# [Objective]
Set down the material below word for word, excluding the pictures.

# [Stored data]
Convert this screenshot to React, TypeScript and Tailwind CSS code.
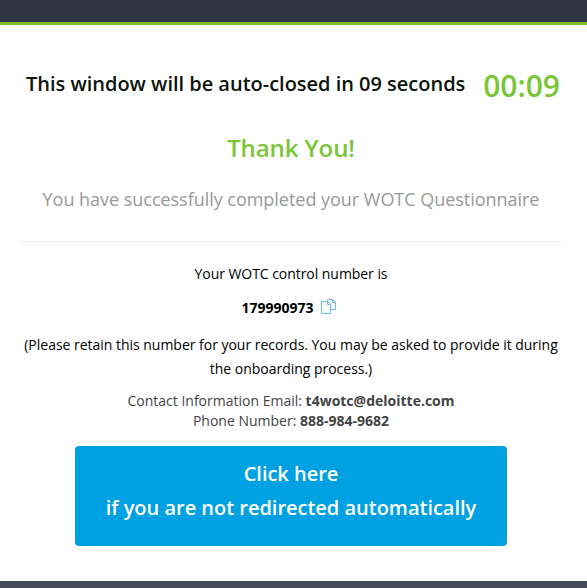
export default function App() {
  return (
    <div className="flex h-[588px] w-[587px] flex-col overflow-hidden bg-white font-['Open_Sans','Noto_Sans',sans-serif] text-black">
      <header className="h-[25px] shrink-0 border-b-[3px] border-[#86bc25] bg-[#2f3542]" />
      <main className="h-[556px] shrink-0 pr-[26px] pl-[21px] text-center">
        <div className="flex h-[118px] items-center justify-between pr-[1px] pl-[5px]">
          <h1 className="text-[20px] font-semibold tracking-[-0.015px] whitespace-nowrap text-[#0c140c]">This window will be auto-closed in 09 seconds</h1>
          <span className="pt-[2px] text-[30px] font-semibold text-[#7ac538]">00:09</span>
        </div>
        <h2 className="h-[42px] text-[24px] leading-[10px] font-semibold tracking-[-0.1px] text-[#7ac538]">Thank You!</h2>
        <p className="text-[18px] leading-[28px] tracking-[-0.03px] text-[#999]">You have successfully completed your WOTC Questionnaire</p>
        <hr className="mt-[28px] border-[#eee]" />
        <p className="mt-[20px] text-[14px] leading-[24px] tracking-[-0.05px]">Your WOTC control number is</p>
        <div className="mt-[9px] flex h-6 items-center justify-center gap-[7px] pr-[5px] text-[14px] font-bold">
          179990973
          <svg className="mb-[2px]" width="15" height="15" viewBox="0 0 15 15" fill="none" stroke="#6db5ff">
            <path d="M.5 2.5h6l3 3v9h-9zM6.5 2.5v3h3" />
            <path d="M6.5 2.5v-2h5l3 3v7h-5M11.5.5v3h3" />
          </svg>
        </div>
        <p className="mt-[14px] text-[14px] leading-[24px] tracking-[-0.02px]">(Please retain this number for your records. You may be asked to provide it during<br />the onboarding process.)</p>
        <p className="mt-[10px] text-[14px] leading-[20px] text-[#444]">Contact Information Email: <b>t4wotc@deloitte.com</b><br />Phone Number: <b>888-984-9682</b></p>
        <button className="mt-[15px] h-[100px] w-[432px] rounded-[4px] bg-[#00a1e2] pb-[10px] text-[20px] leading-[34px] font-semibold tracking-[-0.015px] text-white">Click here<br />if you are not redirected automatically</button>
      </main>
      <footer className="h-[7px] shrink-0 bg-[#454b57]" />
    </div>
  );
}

# [Answer]
Convert this screenshot to React, TypeScript and Tailwind CSS code.
export default function App() {
  return (
    <div className="flex h-[588px] w-[587px] flex-col overflow-hidden bg-white font-['Open_Sans','Noto_Sans',sans-serif] text-black">
      <header className="h-[25px] shrink-0 border-b-[3px] border-[#86bc25] bg-[#2f3542]" />
      <main className="h-[556px] shrink-0 pr-[26px] pl-[21px] text-center">
        <div className="flex h-[118px] items-center justify-between pr-[1px] pl-[5px]">
          <h1 className="text-[20px] font-semibold tracking-[-0.015px] whitespace-nowrap text-[#0c140c]">This window will be auto-closed in 09 seconds</h1>
          <span className="pt-[2px] text-[30px] font-semibold text-[#7ac538]">00:09</span>
        </div>
        <h2 className="h-[42px] text-[24px] leading-[10px] font-semibold tracking-[-0.1px] text-[#7ac538]">Thank You!</h2>
        <p className="text-[18px] leading-[28px] tracking-[-0.03px] text-[#999]">You have successfully completed your WOTC Questionnaire</p>
        <hr className="mt-[28px] border-[#eee]" />
        <p className="mt-[20px] text-[14px] leading-[24px] tracking-[-0.05px]">Your WOTC control number is</p>
        <div className="mt-[9px] flex h-6 items-center justify-center gap-[7px] pr-[5px] text-[14px] font-bold">
          179990973
          <svg className="mb-[2px]" width="15" height="15" viewBox="0 0 15 15" fill="none" stroke="#6db5ff">
            <path d="M.5 2.5h6l3 3v9h-9zM6.5 2.5v3h3" />
            <path d="M6.5 2.5v-2h5l3 3v7h-5M11.5.5v3h3" />
          </svg>
        </div>
        <p className="mt-[14px] text-[14px] leading-[24px] tracking-[-0.02px]">(Please retain this number for your records. You may be asked to provide it during<br />the onboarding process.)</p>
        <p className="mt-[10px] text-[14px] leading-[20px] text-[#444]">Contact Information Email: <b>t4wotc@deloitte.com</b><br />Phone Number: <b>888-984-9682</b></p>
        <button className="mt-[15px] h-[100px] w-[432px] rounded-[4px] bg-[#00a1e2] pb-[10px] text-[20px] leading-[34px] font-semibold tracking-[-0.015px] text-white">Click here<br />if you are not redirected automatically</button>
      </main>
      <footer className="h-[7px] shrink-0 bg-[#454b57]" />
    </div>
  );
}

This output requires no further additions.